Recorded data -
>> Start

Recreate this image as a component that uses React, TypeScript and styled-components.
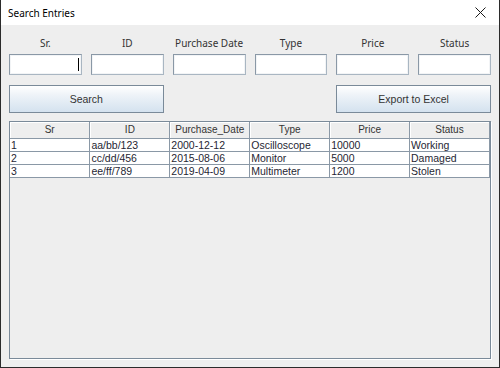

>> End
>> Start

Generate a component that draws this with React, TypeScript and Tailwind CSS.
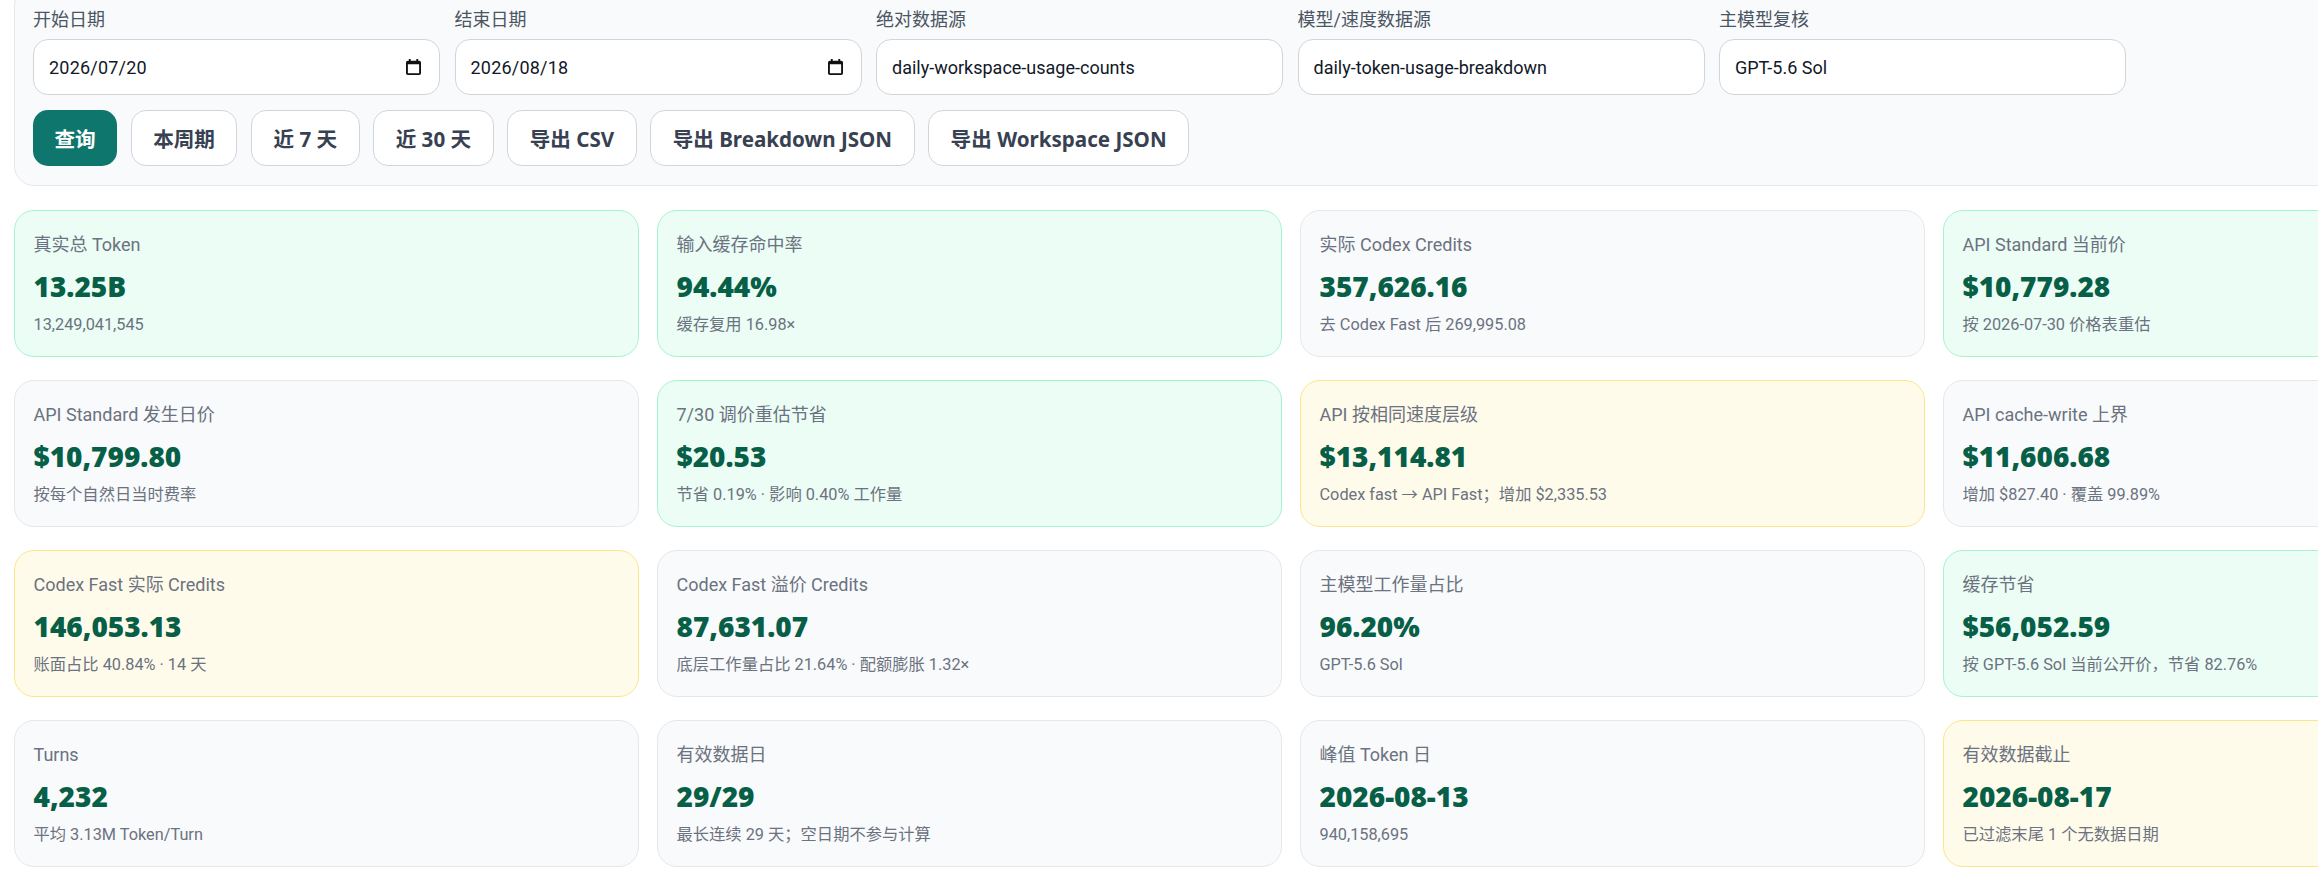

>> End
>> Start

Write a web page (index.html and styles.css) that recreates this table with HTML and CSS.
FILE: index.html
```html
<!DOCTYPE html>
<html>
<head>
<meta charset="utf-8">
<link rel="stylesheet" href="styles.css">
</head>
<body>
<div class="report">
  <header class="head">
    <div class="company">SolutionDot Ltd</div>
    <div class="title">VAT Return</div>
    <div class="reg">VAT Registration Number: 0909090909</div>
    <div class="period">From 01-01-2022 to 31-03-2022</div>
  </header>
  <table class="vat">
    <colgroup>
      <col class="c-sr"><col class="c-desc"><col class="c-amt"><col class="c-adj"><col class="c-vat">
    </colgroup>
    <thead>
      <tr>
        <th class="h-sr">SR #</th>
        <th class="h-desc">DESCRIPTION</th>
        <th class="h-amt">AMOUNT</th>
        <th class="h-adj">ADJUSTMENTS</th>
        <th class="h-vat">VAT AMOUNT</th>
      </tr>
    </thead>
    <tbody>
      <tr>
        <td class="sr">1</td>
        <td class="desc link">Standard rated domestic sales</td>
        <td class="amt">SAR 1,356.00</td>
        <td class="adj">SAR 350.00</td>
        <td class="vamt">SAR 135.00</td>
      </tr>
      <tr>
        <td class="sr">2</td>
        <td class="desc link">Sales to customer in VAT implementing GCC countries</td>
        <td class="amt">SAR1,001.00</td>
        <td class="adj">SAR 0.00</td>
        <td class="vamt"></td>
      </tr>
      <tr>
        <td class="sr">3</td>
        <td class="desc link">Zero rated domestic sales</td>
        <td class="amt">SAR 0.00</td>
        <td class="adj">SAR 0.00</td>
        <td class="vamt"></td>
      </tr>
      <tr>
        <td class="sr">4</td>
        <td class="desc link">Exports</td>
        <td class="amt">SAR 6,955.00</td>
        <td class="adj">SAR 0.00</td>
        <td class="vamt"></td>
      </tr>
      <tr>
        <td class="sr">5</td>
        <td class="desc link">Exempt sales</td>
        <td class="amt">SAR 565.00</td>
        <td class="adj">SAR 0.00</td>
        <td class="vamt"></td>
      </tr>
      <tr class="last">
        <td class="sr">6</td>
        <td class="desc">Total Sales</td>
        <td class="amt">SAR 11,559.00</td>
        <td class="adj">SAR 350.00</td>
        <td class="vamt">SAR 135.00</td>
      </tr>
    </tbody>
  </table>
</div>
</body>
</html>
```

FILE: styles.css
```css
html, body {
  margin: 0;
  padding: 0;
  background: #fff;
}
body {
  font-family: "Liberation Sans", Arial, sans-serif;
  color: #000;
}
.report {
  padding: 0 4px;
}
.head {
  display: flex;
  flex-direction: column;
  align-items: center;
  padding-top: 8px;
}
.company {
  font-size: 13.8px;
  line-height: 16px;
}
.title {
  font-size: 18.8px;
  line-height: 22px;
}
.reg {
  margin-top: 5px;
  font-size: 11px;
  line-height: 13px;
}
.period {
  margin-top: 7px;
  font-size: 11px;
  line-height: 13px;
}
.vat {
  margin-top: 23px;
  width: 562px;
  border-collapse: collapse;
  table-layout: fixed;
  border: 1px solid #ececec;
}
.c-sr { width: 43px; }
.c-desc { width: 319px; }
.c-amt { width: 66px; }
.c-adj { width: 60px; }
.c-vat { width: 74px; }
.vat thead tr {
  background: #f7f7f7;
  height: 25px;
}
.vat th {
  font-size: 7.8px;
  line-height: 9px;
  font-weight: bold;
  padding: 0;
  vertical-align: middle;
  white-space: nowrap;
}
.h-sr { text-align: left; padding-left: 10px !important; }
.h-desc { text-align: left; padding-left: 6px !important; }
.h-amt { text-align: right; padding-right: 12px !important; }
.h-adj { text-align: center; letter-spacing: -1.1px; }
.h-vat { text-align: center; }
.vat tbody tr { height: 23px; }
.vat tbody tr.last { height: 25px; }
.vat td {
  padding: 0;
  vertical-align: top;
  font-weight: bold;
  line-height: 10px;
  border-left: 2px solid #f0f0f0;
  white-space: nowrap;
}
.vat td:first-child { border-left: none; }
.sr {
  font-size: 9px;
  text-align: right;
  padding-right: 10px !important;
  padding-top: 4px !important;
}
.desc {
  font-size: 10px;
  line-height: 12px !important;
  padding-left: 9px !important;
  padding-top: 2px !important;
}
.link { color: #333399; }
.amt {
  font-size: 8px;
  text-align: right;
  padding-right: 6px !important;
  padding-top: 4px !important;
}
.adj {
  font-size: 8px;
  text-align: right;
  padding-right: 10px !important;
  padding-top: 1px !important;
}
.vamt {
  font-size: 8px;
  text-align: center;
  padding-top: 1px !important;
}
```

>> End

Exercise objective - List the lines that contain the word "styles".

Final answer -
Write a web page (index.html and styles.css) that recreates this table with HTML and CSS.
<link rel="stylesheet" href="styles.css">
FILE: styles.css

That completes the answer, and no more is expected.